El Zorro, por ejemplo, tiene alrededor de cincuenta y cuatro capítulos, que se repiten en loop hace veinte años. Con intervalos, cuando se emite, lo hacen todas las mañanas. Quiere decir que en un año hemos visto al menos cuatro o cinco veces cada capítulo y en veinte años, ochenta o noventa veces cada uno. ¿Cómo no creer en algo que vimos diez, veinte, treinta veces en la tele? ¿Cómo pensar que no hay algo de verdad en esos programas que nos miraron también crecer a nosotros?
Hoy ya sé que adoptar niños no es tan fácil, que ningún villano te avisa que te va a pegar un tiro con anticipación y que desactivar una bomba con un chicle es imposible. Sin embargo, algo de esas ideas persiste en mí. A los doce años, cuando ya había dejado de rezar y era una atea combativa, de repente me salieron rulos. De un mes para otro, mi pelo lacio y cobrizo se transformó en una mata inexplicable de rizos desordenados y espantosos.
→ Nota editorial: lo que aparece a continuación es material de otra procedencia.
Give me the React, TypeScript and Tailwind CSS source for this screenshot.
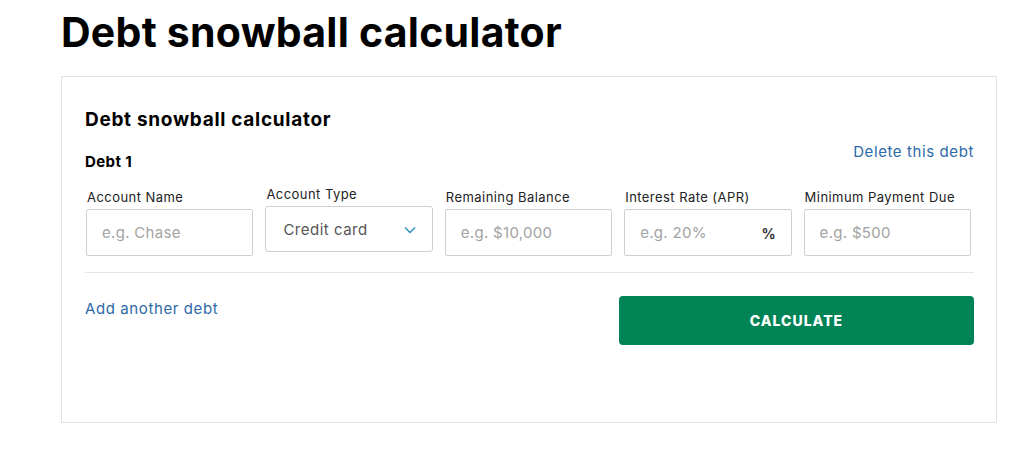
import React from 'react';

const fields = [
  { label: 'Account Name', placeholder: 'e.g. Chase' },
  { label: 'Account Type', select: 'Credit card' },
  { label: 'Remaining Balance', placeholder: 'e.g. $10,000' },
  { label: 'Interest Rate (APR)', placeholder: 'e.g. 20%', suffix: '%' },
  { label: 'Minimum Payment Due', placeholder: 'e.g. $500' },
];

const App = () => {
  return (
    <div className="w-[1024px] h-[449px] bg-white overflow-hidden font-['Inter','Liberation_Sans',sans-serif]">
      <div className="pl-[61px] pr-[27px] pt-[6px]">
        <h1 className="text-[41px] leading-[52px] font-bold text-black tracking-[0.25px]">
          Debt snowball calculator
        </h1>

        {/* Calculator card */}
        <div className="mt-[18px] border border-[#e3e3e3] h-[347px] pl-[23px] pr-[22px] pt-[30px]">
          <h2 className="text-[19px] leading-[26px] font-bold text-black tracking-[0.7px]">Debt snowball calculator</h2>

          <div className="flex justify-between items-start mt-[9px]">
            <div className="text-[15px] font-bold text-black pt-[10px] leading-[20px] tracking-[0.4px]">Debt 1</div>
            <a className="text-[15px] leading-[20px] text-[#2d6aa8] tracking-[0.6px]">Delete this debt</a>
          </div>

          <div className="grid grid-cols-5 gap-x-[12px] mt-[16px] pl-[1px] pr-[3px]">
            {fields.map((f, i) => (
              <div key={i} className={f.select ? '-mt-[3px]' : ''}>
                <div className="text-[13px] leading-[18px] text-[#222] pl-[1px] mb-[3px] tracking-[0.45px]">{f.label}</div>
                {f.select ? (
                  <div className="h-[46px] border border-[#cfcfcf] rounded-[3px] flex items-center justify-between pl-[17px] pr-[16px] pt-[2px]">
                    <span className="text-[15px] text-[#555] tracking-[0.5px]">{f.select}</span>
                    <svg width="12" height="8" viewBox="0 0 12 8" fill="none">
                      <path d="M1 1.5l5 5 5-5" stroke="#2a8fb8" strokeWidth="1.4" />
                    </svg>
                  </div>
                ) : (
                  <div className="h-[47px] border border-[#cfcfcf] rounded-[2px] flex items-center justify-between pl-[15px] pr-[15px] pt-[1px]">
                    <span className="text-[15px] text-[#a3a3a3] tracking-[0.3px]">{f.placeholder}</span>
                    {f.suffix && <span className="text-[14px] font-bold text-[#333]">{f.suffix}</span>}
                  </div>
                )}
              </div>
            ))}
          </div>

          <div className="border-t border-[#e5e5e5] mt-[16px]" />

          <div className="flex justify-between items-start mt-[23px]">
            <a className="text-[15px] leading-[20px] text-[#2d6aa8] mt-[3px] tracking-[0.6px]">Add another debt</a>
            <button className="w-[355px] h-[49px] bg-[#008456] rounded-[4px] text-white text-[14px] font-extrabold tracking-[1px]">
              CALCULATE
            </button>
          </div>
        </div>
      </div>
    </div>
  );
};

export default App;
Podría haber sido un milagro tardío pero al final fue un castigo: para entonces la última moda era tener pelo bien lacio y hacerse un jopo. Como no creo en Dios, no tuve a quien pedirle mi antiguo pelo y desde entonces me lo aliso en la peluquería. Atea y todo, jamas le atribuí este cambio a una cuestión hormonal. Yo voy a vivir convencida de que mis rulos son culpa de Nellie Oleson y de nadie más.